ExCmd is an Elixir library to run and communicate with external programs with back-pressure mechanism. It makes use os backed stdio buffer for this.

Communication with external program using Port is not demand driven. So it is easy to run into memory issues when the size of the data we are writing or reading from the external program is large. ExCmd tries to solve this problem by making better use of os backed stdio buffers and providing demand-driven interface to write and read from external program. It can be used to stream data through an external program. For example, streaming a video through ffmpeg to serve a web request.

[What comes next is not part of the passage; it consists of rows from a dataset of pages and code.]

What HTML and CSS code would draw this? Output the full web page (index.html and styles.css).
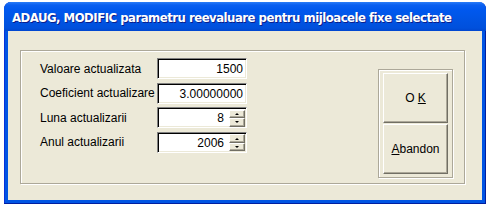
FILE: index.html
```html
<!DOCTYPE html>
<html>
<head>
<meta charset="utf-8">
<link rel="stylesheet" href="styles.css">
</head>
<body>
<div class="window">
  <div class="titlebar"><span class="title">ADAUG, MODIFIC parametru reevaluare pentru mijloacele fixe selectate</span></div>
  <div class="client">
    <div class="group">
      <div class="fields">
        <div class="row"><span class="label">Valoare actualizata</span><div class="input"><span class="val">1500</span></div></div>
        <div class="row"><span class="label">Coeficient actualizare</span><div class="input"><span class="val">3.00000000</span></div></div>
        <div class="row"><span class="label">Luna actualizarii</span><div class="input"><span class="val">8</span><div class="spinner"><div class="sbtn"><span class="arr up"></span></div><div class="sbtn"><span class="arr down"></span></div></div></div></div>
        <div class="row"><span class="label">Anul actualizarii</span><div class="input"><span class="val">2006</span><div class="spinner"><div class="sbtn"><span class="arr up"></span></div><div class="sbtn"><span class="arr down"></span></div></div></div></div>
      </div>
      <div class="btnpanel">
        <div class="btn"><span>O <u>K</u></span></div>
        <div class="btn"><span><u>A</u>bandon</span></div>
      </div>
    </div>
  </div>
</div>
</body>
</html>
```

FILE: styles.css
```css
* { box-sizing: border-box; }
html, body { margin: 0; padding: 0; background: #fff; }
body { font-family: "Liberation Sans", Arial, sans-serif; font-size: 12px; color: #000; }

.window {
  margin: 2px 0 0 4px;
  width: 482px;
  height: 202px;
  display: flex;
  flex-direction: column;
  background: #0054e3;
  border-radius: 7px 7px 0 0;
  box-shadow: inset -1px -1px 0 #001ea0, inset 1px 0 0 #0831d9;
}
.titlebar {
  height: 29px;
  flex: none;
  border-radius: 7px 7px 0 0;
  background: linear-gradient(to bottom, #2a7cf8 0, #0a5ff0 3px, #0058ee 8px, #0054e3 18px, #0050dc 26px, #0046cf 29px);
  display: flex;
  align-items: center;
  padding: 1px 0 0 8px;
}
.title {
  color: #fff;
  font-family: "DejaVu Sans Condensed", "DejaVu Sans", sans-serif;
  font-weight: bold;
  font-size: 13px;
  letter-spacing: -0.5px;
  text-shadow: 1px 1px 0 #0a1e8c;
  white-space: nowrap;
}
.client {
  flex: 1;
  margin: 0 4px 4px 4px;
  background: #ece9d8;
  padding: 19px 0 0 12px;
}
.group {
  width: 445px;
  height: 134px;
  border: 1px solid #aca899;
  box-shadow: 1px 1px 0 #fff, inset 1px 1px 0 #fff;
  display: flex;
  align-items: flex-start;
  padding: 7px 0 0 19px;
}
.fields {
  display: flex;
  flex-direction: column;
  gap: 3.6px;
}
.row {
  display: flex;
  align-items: center;
  height: 21px;
}
.label {
  width: 117px;
  white-space: nowrap;
}
.input {
  width: 90px;
  height: 21px;
  background: #fff;
  border-top: 1px solid #808080;
  border-left: 1px solid #808080;
  border-right: 1px solid #fff;
  border-bottom: 1px solid #fff;
  box-shadow: inset 1px 1px 0 #000, inset -1px -1px 0 #ece9d8;
  display: flex;
  align-items: center;
  justify-content: flex-end;
  padding: 1px 3px 0 2px;
}
.val { flex: 1; text-align: right; }
.spinner {
  width: 16px;
  height: 17px;
  margin: 0 -2px 0 5px;
  display: flex;
  flex-direction: column;
}
.sbtn {
  flex: 1;
  background: #ece9d8;
  border-top: 1px solid #fff;
  border-left: 1px solid #fff;
  border-right: 1px solid #716f64;
  border-bottom: 1px solid #716f64;
  box-shadow: inset -1px -1px 0 #aca899;
  display: flex;
  align-items: center;
  justify-content: center;
}
.arr { width: 0; height: 0; border-left: 2px solid transparent; border-right: 2px solid transparent; }
.arr.up { border-bottom: 2px solid #000; }
.arr.down { border-top: 2px solid #000; }

.btnpanel {
  margin: 11px 11px 0 auto;
  width: 75px;
  border: 1px solid #aca899;
  box-shadow: 1px 1px 0 #fff, inset 1px 1px 0 #fff;
  padding: 3px 4px;
  display: flex;
  flex-direction: column;
  gap: 1px;
}
.btn {
  width: 65px;
  height: 50px;
  background: #ece9d8;
  border-top: 1px solid #fff;
  border-left: 1px solid #fff;
  border-right: 1px solid #716f64;
  border-bottom: 1px solid #716f64;
  box-shadow: inset -1px -1px 0 #aca899;
  display: flex;
  align-items: center;
  justify-content: center;
  white-space: pre;
}
```
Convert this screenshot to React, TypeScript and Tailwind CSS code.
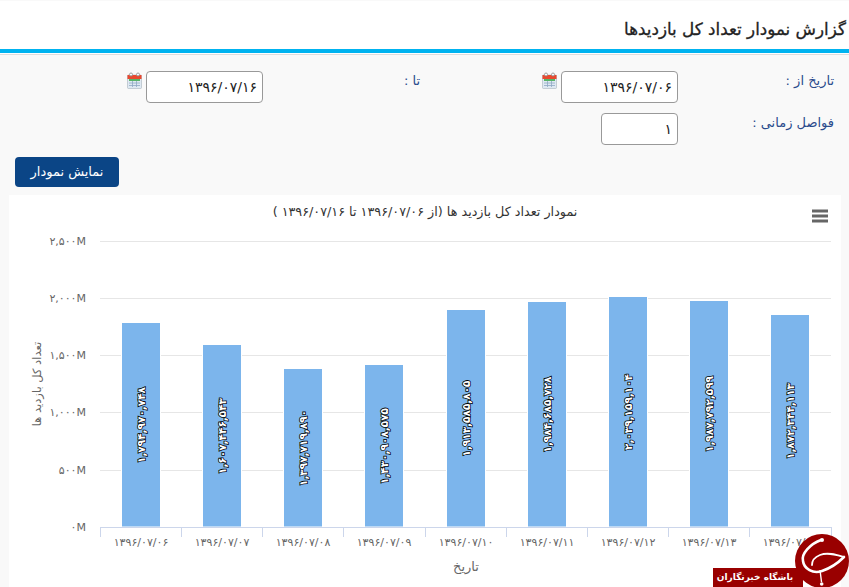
const font = { fontFamily: '"DejaVu Sans", sans-serif' };

const bars = [
  { x: 113, top: 323, value: "۱,۷۹۴,۹۷۰,۷۴۸", date: "۱۳۹۶/۰۷/۰۶" },
  { x: 194, top: 345, value: "۱,۶۰۷,۴۴۶,۵۴۳", date: "۱۳۹۶/۰۷/۰۷" },
  { x: 275, top: 369, value: "۱,۳۹۷,۷۱۹,۸۹۰", date: "۱۳۹۶/۰۷/۰۸" },
  { x: 356, top: 365, value: "۱,۴۳۰,۹۰۸,۵۷۵", date: "۱۳۹۶/۰۷/۰۹" },
  { x: 438, top: 310, value: "۱,۹۱۳,۵۸۵,۸۰۵", date: "۱۳۹۶/۰۷/۱۰" },
  { x: 519, top: 302, value: "۱,۹۸۴,۶۸۵,۷۲۸", date: "۱۳۹۶/۰۷/۱۱" },
  { x: 600, top: 297, value: "۲,۰۳۹,۱۵۹,۱۰۴", date: "۱۳۹۶/۰۷/۱۲" },
  { x: 681, top: 301, value: "۱,۹۸۷,۷۹۲,۵۹۹", date: "۱۳۹۶/۰۷/۱۳" },
  { x: 762, top: 315, value: "۱,۸۷۲,۳۴۴,۱۱۳", date: "۱۳۹۶/۰۷/۱۴" },
];

const ticks = [
  { y: 46, label: "۲,۵۰۰M" },
  { y: 103, label: "۲,۰۰۰M" },
  { y: 160, label: "۱,۵۰۰M" },
  { y: 217, label: "۱,۰۰۰M" },
  { y: 275, label: "۵۰۰M" },
  { y: 332, label: "۰M" },
];

function CalendarIcon() {
  return (
    <svg width="15" height="17" viewBox="0 0 15 17" className="shrink-0">
      <rect x="0.5" y="3" width="14" height="13.5" rx="1" fill="#dfe9f2" stroke="#9aa7b3" strokeWidth="0.5" />
      <rect x="0.5" y="3" width="14" height="4" fill="#e8492f" />
      <rect x="2" y="7" width="11" height="2" fill="#58b368" />
      <path d="M2 11h11M2 13.5h11M5.5 9v6M9.5 9v6" stroke="#8fa8c4" strokeWidth="0.8" />
      <circle cx="4" cy="2.5" r="1.5" fill="#fff" stroke="#8a8a8a" strokeWidth="0.8" />
      <circle cx="11" cy="2.5" r="1.5" fill="#fff" stroke="#8a8a8a" strokeWidth="0.8" />
    </svg>
  );
}

function DateField({ value }: { value: string }) {
  return (
    <div className="flex items-start gap-[4px]">
      <input
        readOnly
        value={value}
        dir="rtl"
        className="h-[32px] w-[117px] rounded-[4px] border border-[#999999] bg-white px-[5px] text-[14px] text-[#222222] outline-none"
        style={font}
      />
      <div className="pt-[1px]">
        <CalendarIcon />
      </div>
    </div>
  );
}

function Chart() {
  return (
    <svg width="832" height="392" viewBox="0 0 832 392" className="block" style={font}>
      <text x="416" y="21" textAnchor="middle" direction="rtl" fontSize="12.75" fill="#333333">
        نمودار تعداد کل بازدید ها (از ۱۳۹۶/۰۷/۰۶ تا ۱۳۹۶/۰۷/۱۶ )
      </text>
      <path d="M803 16h16M803 21h16M803 26h16" stroke="#666666" strokeWidth="3" />

      {ticks.slice(0, 5).map((t) => (
        <line key={t.y} x1="91" x2="822" y1={t.y + 0.5} y2={t.y + 0.5} stroke="#e6e6e6" />
      ))}
      {ticks.map((t) => (
        <text key={t.label} x="77" y={t.y + 4} textAnchor="end" fontSize="11" fill="#666666">
          {t.label}
        </text>
      ))}

      {bars.map((b) => {
        const top = b.top - 195;
        const center = (top + 332) / 2;
        return (
          <g key={b.date}>
            <rect x={b.x - 0.5} y={top - 0.5} width="39" height={332 - top + 0.5} fill="#7cb5ec" stroke="#ffffff" />
            <text
              x={b.x + 19}
              y={center}
              textAnchor="middle"
              fontSize="10.5"
              fontWeight="700"
              fill="#ffffff"
              stroke="#000000"
              strokeWidth="1.6"
              transform={`rotate(-90 ${b.x + 19} ${center}) translate(0 4)`}
              style={{ paintOrder: "stroke" }}
            >
              {b.value}
            </text>
          </g>
        );
      })}

      <line x1="91" x2="822" y1="332.5" y2="332.5" stroke="#ccd6eb" />
      {[91, 172, 253, 334, 416, 497, 578, 659, 740, 822].map((x) => (
        <line key={x} x1={x + 0.5} x2={x + 0.5} y1="332" y2="342" stroke="#ccd6eb" />
      ))}
      {bars.map((b) => (
        <text key={b.date} x={b.x + 19} y="351" textAnchor="middle" fontSize="11" fill="#666666">
          {b.date}
        </text>
      ))}

      <text x="457" y="376" textAnchor="middle" direction="rtl" fontSize="13" fill="#666666">
        تاریخ
      </text>
      <text x="0" y="0" textAnchor="middle" direction="rtl" fontSize="11.5" fill="#666666" transform="translate(32 189) rotate(-90)">
        تعداد کل بازدید ها
      </text>
    </svg>
  );
}

function Watermark() {
  return (
    <div className="pointer-events-none absolute bottom-0 right-0 h-[60px] w-[136px]">
      <div className="absolute bottom-0 left-0 flex h-[19px] w-[90px] items-center justify-center bg-[#990000]">
        <span dir="rtl" className="pr-[6px] text-[9px] font-bold text-white" style={font}>
          باشگاه خبرنگاران
        </span>
      </div>
      <svg width="54" height="54" viewBox="0 0 54 54" className="absolute right-0 top-[7px]">
        <circle cx="27" cy="27" r="27" fill="#990000" />
        <path
          d="M26 6C15 10 6 20 8 27C9 35 18 40 27 37C36 34 42 30 49 23"
          fill="none"
          stroke="#ffffff"
          strokeWidth="2.6"
          strokeLinecap="round"
        />
        <path
          d="M49 23C42 21 33 18 25 21C20 23 17 27 17 31"
          fill="none"
          stroke="#ffffff"
          strokeWidth="1.8"
          strokeLinecap="round"
        />
        <path d="M25 36L26.5 48" fill="none" stroke="#ffffff" strokeWidth="1.4" />
        <circle cx="27" cy="6" r="2" fill="#ffffff" />
        <circle cx="26.7" cy="50" r="1.8" fill="#ffffff" />
      </svg>
    </div>
  );
}

export default function App() {
  return (
    <div className="relative h-[587px] w-[849px] overflow-hidden bg-[#f9f9f9]" style={font}>
      <header className="mt-[1px] flex h-[48px] items-center justify-end bg-white pr-[3px] pt-[10px]">
        <h1 dir="rtl" className="text-[16.75px] font-normal text-[#222222] [-webkit-text-stroke:0.3px_#222222]">
          گزارش نمودار تعداد کل بازدیدها
        </h1>
      </header>
      <div className="h-[4px] bg-[#00b3f0]" />
      <div className="h-[1px] bg-white" />
      <div className="h-[1px] bg-[#dddddd]" />

      <form dir="rtl" className="px-[15px] pt-[16px] text-[13px] text-[#2a4a8c]">
        <div className="flex h-[42px] items-start">
          <label className="w-[156px]">تاریخ از :</label>
          <div className="w-[258px]">
            <DateField value="۱۳۹۶/۰۷/۰۶" />
          </div>
          <label className="w-[157px]">تا :</label>
          <DateField value="۱۳۹۶/۰۷/۱۶" />
        </div>
        <div className="flex h-[44px] items-start">
          <label className="w-[156px]">فواصل زمانی :</label>
          <input
            readOnly
            value="۱"
            dir="rtl"
            className="h-[32px] w-[77px] rounded-[4px] border border-[#999999] bg-white px-[5px] text-[14px] text-[#222222] outline-none"
            style={font}
          />
        </div>
      </form>

      <div className="pl-[15px]">
        <button className="h-[30px] w-[104px] rounded-[4px] bg-[#0b4586] text-[13px] text-white" dir="rtl">
          نمایش نمودار
        </button>
      </div>

      <section className="ml-[9px] mt-[8px] w-[832px] bg-white">
        <Chart />
      </section>

      <Watermark />
    </div>
  );
}
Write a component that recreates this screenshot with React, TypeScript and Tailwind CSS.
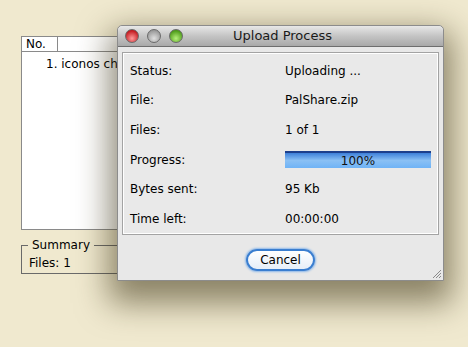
import React from "react";

const rows: [string, string][] = [
  ["Status:", "Uploading ..."],
  ["File:", "PalShare.zip"],
  ["Files:", "1 of 1"],
  ["Progress:", ""],
  ["Bytes sent:", "95 Kb"],
  ["Time left:", "00:00:00"],
];

function Light({ from, to }: { from: string; to: string }) {
  return (
    <div
      className="w-[14px] h-[14px] rounded-full border border-[#6a6a6a]"
      style={{ background: `radial-gradient(circle at 50% 70%, ${to} 0%, ${from} 75%)` }}
    />
  );
}

export default function App() {
  return (
    <div
      className="relative w-[468px] h-[347px] overflow-hidden bg-[#f0e9cf] text-[13px] text-black"
      style={{ fontFamily: '"DejaVu Sans", "Liberation Sans", sans-serif' }}
    >
      {/* background frame */}
      <div className="pl-[21px] pt-[36px] flex flex-col">
        <div className="w-[96px] h-[194px] bg-white border border-[#8a8a8a] border-r-0 flex flex-col overflow-hidden">
          <div className="flex h-[15px] border-b border-[#8a8a8a] text-[12px] leading-[14px]">
            <div className="w-[36px] pl-[4px] border-r border-[#8a8a8a]">No.</div>
            <div className="flex-1" />
          </div>
          <div className="pl-[24px] pt-[3px] text-[12px] whitespace-nowrap overflow-hidden">1. iconos chuchos</div>
        </div>
        <div className="relative mt-[15px] w-[96px] h-[29px] border border-[#6a6a6a] border-r-0">
          <div className="absolute -top-[9px] left-[6px] px-[4px] bg-[#f0e9cf] text-[12px] leading-[16px]">Summary</div>
          <div className="pl-[7px] pt-[9px] text-[12px] leading-[16px]">Files: 1</div>
        </div>
      </div>

      {/* dialog window */}
      <div
        className="absolute left-[117px] top-[25px] w-[327px] h-[256px] rounded-t-[5px] bg-[#e8e8e8] border border-[#8c8c8c] flex flex-col"
        style={{ boxShadow: "0 14px 32px 8px rgba(55,45,15,0.55)" }}
      >
        <div className="relative h-[21px] rounded-t-[5px] bg-gradient-to-b from-[#e8e8e8] via-[#c4c4c4] to-[#a9a9a9] border-b border-[#6e6e6e] flex items-center">
          <div className="flex gap-[8px] pl-[7px]">
            <Light from="#c2181d" to="#ff9a9a" />
            <Light from="#9a9a9a" to="#e0e0e0" />
            <Light from="#4c9a18" to="#b6f07a" />
          </div>
          <div className="absolute inset-0 flex items-center justify-center text-[13px] text-[#1a1a1a] pl-[4px]">
            Upload Process
          </div>
        </div>
        <div className="mx-[4px] mt-[5px] h-[183px] bg-[#e9e9e9] border border-[#a3a3a3] shadow-[inset_0_0_0_1px_#ffffff] pt-[3px]">
          {rows.map(([l, v]) => (
            <div key={l} className="h-[29.6px] flex items-center text-[12px]">
              <div className="w-[162px] pl-[7px]">{l}</div>
              {l === "Progress:" ? (
                <div className="relative w-[146px] h-[17px] border-t-2 border-[#1d3f8c] bg-gradient-to-b from-[#3d7fd8] via-[#8ac0f4] to-[#6fb3f6] flex items-center justify-center text-[12px] text-[#111]">
                  100%
                </div>
              ) : (
                <div>{v}</div>
              )}
            </div>
          ))}
        </div>
        <div className="flex-1 flex items-center justify-center relative pt-[4px]">
          <button className="w-[69px] h-[22px] rounded-full bg-gradient-to-b from-white to-[#e6eef8] border-2 border-[#3a7ed0] shadow-[0_0_2px_1px_#8cb8ea] text-[12px] leading-none">
            Cancel
          </button>
          <svg className="absolute right-[1px] bottom-[1px]" width="11" height="11" viewBox="0 0 11 11">
            <path d="M10 2 L2 10 M10 5 L5 10 M10 8 L8 10" stroke="#8a8a8a" strokeWidth="1" />
          </svg>
        </div>
      </div>
    </div>
  );
}
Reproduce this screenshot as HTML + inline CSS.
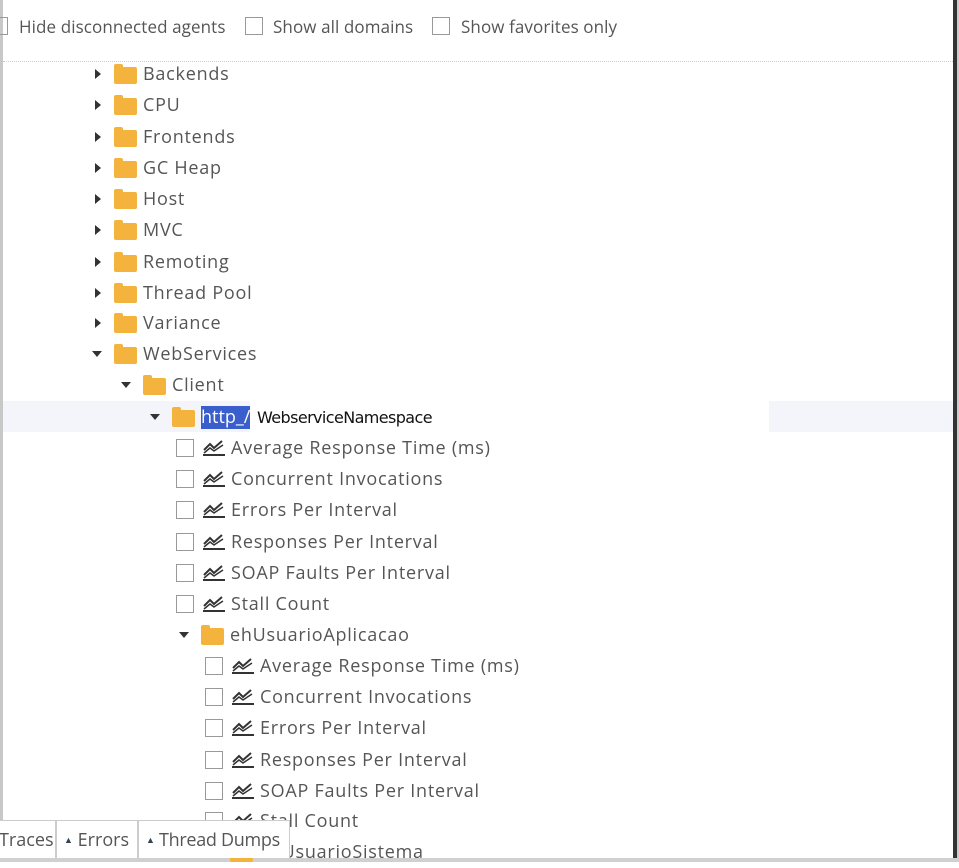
<!DOCTYPE html>
<html><head><meta charset="utf-8"><style>
*{margin:0;padding:0;box-sizing:border-box}
body{width:959px;height:862px;background:#fff;position:relative;overflow:hidden;font-family:"Open Sans","Liberation Sans",sans-serif;color:#555}
.a{position:absolute}
.row{position:absolute;height:31px;line-height:31px;font-size:18px;letter-spacing:0.75px;white-space:nowrap}
.tri{position:absolute;width:0;height:0}
.tr{border-top:5px solid transparent;border-bottom:5px solid transparent;border-left:6px solid #333}
.td{border-left:5px solid transparent;border-right:5px solid transparent;border-top:6px solid #333}
.fold{position:absolute;width:23px;height:17px;background:#f3b33d;border-radius:2px}
.fold:before{content:"";position:absolute;left:0;top:-3px;width:9px;height:4px;background:#f3b33d;border-radius:2px 2px 0 0}
.cb{position:absolute;width:18px;height:18px;border:1px solid #999;background:#fff}
.ic{position:absolute;width:24px;height:20px}
.hdr{position:absolute;top:15px;font-size:17px;color:#555;white-space:nowrap;letter-spacing:0.1px}
.tab{position:absolute;top:820px;height:38px;border:1px solid #ccc;border-bottom:none;background:#fff;font-size:18px;line-height:38px;color:#555;white-space:nowrap}
</style></head><body>
<div class="a" style="left:0;top:0;width:3px;height:862px;background:#c8c8c8"></div>
<div class="a" style="left:953px;top:0;width:4px;height:862px;background:#333"></div>
<div class="a" style="left:957px;top:0;width:2px;height:862px;background:#ccc"></div>
<div class="a" style="left:0;top:858px;width:959px;height:4px;background:#d0d0d0"></div>

<div class="a" style="left:-8px;top:17px;width:16px;height:18px;border:1px solid #999"></div>
<div class="hdr" style="left:19px">Hide disconnected agents</div>
<div class="a" style="left:245px;top:17px;width:18px;height:18px;border:1px solid #999"></div>
<div class="hdr" style="left:273px">Show all domains</div>
<div class="a" style="left:432px;top:17px;width:18px;height:18px;border:1px solid #999"></div>
<div class="hdr" style="left:461px">Show favorites only</div>
<div class="a" style="left:3px;top:61px;width:950px;border-top:1px dotted #ccc"></div>

<div class="a" style="left:3px;top:401px;width:950px;height:31px;background:#f3f5fa"></div>
<div class="a" style="left:250px;top:400px;width:519px;height:33px;background:#fff"></div>

<svg width="0" height="0" style="position:absolute"><defs>
<symbol id="ch" viewBox="0 0 24 20"><path d="M2 12 L8 6 L12 10 L20 3" fill="none" stroke="#333" stroke-width="2"/><path d="M2 15 L8 10 L12 13 L21 7" fill="none" stroke="#333" stroke-width="1.5"/><rect x="1" y="16" width="22" height="2" fill="#333"/></symbol>
</defs></svg>

<div id="tree"></div>
<script>
var rows=[
["f",0,"Backends",73,0],["f",0,"CPU",104,0],["f",0,"Frontends",136,0],["f",0,"GC Heap",167,0],["f",0,"Host",198,0],["f",0,"MVC",229,0],["f",0,"Remoting",261,0],["f",0,"Thread Pool",292,0],["f",0,"Variance",322,0],["f",0,"WebServices",353,1],["f",1,"Client",384,1],["h",2,"",416,1],
["m",2,"Average Response Time (ms)",447],["m",2,"Concurrent Invocations",478],["m",2,"Errors Per Interval",509],["m",2,"Responses Per Interval",541],["m",2,"SOAP Faults Per Interval",572],["m",2,"Stall Count",603],
["f",3,"ehUsuarioAplicacao",634,1],
["m",3,"Average Response Time (ms)",665],["m",3,"Concurrent Invocations",696],["m",3,"Errors Per Interval",727],["m",3,"Responses Per Interval",759],["m",3,"SOAP Faults Per Interval",790],["m",3,"Stall Count",820],["t",4,"ehUsuarioSistema",851,0]];
var h="";
rows.forEach(function(r){var lv=r[1],y=r[3],o=lv*29;
if(r[0]=="f"||r[0]=="h"||r[0]=="t"){
 if(r[4])h+='<div class="tri td" style="left:'+(92+o)+'px;top:'+(y-2)+'px"></div>';
 else h+='<div class="tri tr" style="left:'+(95+o)+'px;top:'+(y-4)+'px"></div>';
 h+='<div class="fold" style="left:'+(114+o)+'px;top:'+(y-6)+'px"></div>';
 if(r[0]=="h"){h+='<div class="a" style="left:201px;top:406px;width:49px;height:23px;background:#3a5fcd;color:#fff;font-size:18px;line-height:23px">http_/</div><div class="a" style="left:257px;top:407px;font-size:16px;color:#111;font-family:\'DejaVu Sans\',sans-serif;letter-spacing:-0.6px;line-height:22px">WebserviceNamespace</div>';}
 else h+='<div class="row" style="left:'+(143+o)+'px;top:'+(y-14)+'px">'+r[2]+'</div>';
}else{var b=176+(lv-2)*29;
 h+='<div class="cb" style="left:'+b+'px;top:'+(y-8)+'px"></div>';
 h+='<svg class="ic" style="left:'+(b+26)+'px;top:'+(y-9)+'px"><use href="#ch"/></svg>';
 h+='<div class="row" style="left:'+(b+55)+'px;top:'+(y-14)+'px">'+r[2]+'</div>';}
});
document.getElementById("tree").innerHTML=h;
</script>

<div class="tab" style="left:-10px;width:66px;padding-left:8px">Traces</div>
<div class="tab" style="left:56px;width:82px;padding-left:7px"><span style="font-size:9px;vertical-align:3px;color:#345">▲</span> Errors</div>
<div class="tab" style="left:138px;width:152px;padding-left:7px;letter-spacing:-0.3px"><span style="font-size:9px;vertical-align:3px;color:#345">▲</span> Thread Dumps</div>
</body></html>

Getting audio out of a video stream is as simple as

ExCmd.stream!(~w(ffmpeg -i pipe:0 -f mp3 pipe:1), input: File.stream!("music_video.mkv", [], 65336))
|> Stream.into(File.stream!("music.mp3"))
|> Stream.run()

Major Features

Examples

ExCmd.stream!(~w(curl ifconfig.co))
|> Enum.into("")

Binary as input

  ExCmd.stream!(~w(cat), input: "Hello World")
  |> Enum.into("")
  # => "Hello World"
  ExCmd.stream!(~w(base64), input: <<1, 2, 3, 4, 5>>)
  |> Enum.into("")
  # => "AQIDBAU=\n"

List of binary as input

  ExCmd.stream!(~w(cat), input: ["Hello ", "World"])
  |> Enum.into("")
  # => "Hello World"

iodata as input

  ExCmd.stream!(~w(base64), input: [<<1, 2,>>, [3], [<<4, 5>>]])
  |> Enum.into("")
  # => "AQIDBAU=\n"

If you want pipes and globs, you can spawn shell process and pass your pipeline as argument

cmd = "echo 'foo bar' | base64"
ExCmd.stream!(["sh", "-c", cmd])
|> Enum.into("")
# => "Zm9vIGJhcgo=\n"

Read stream documentation for information about parameters.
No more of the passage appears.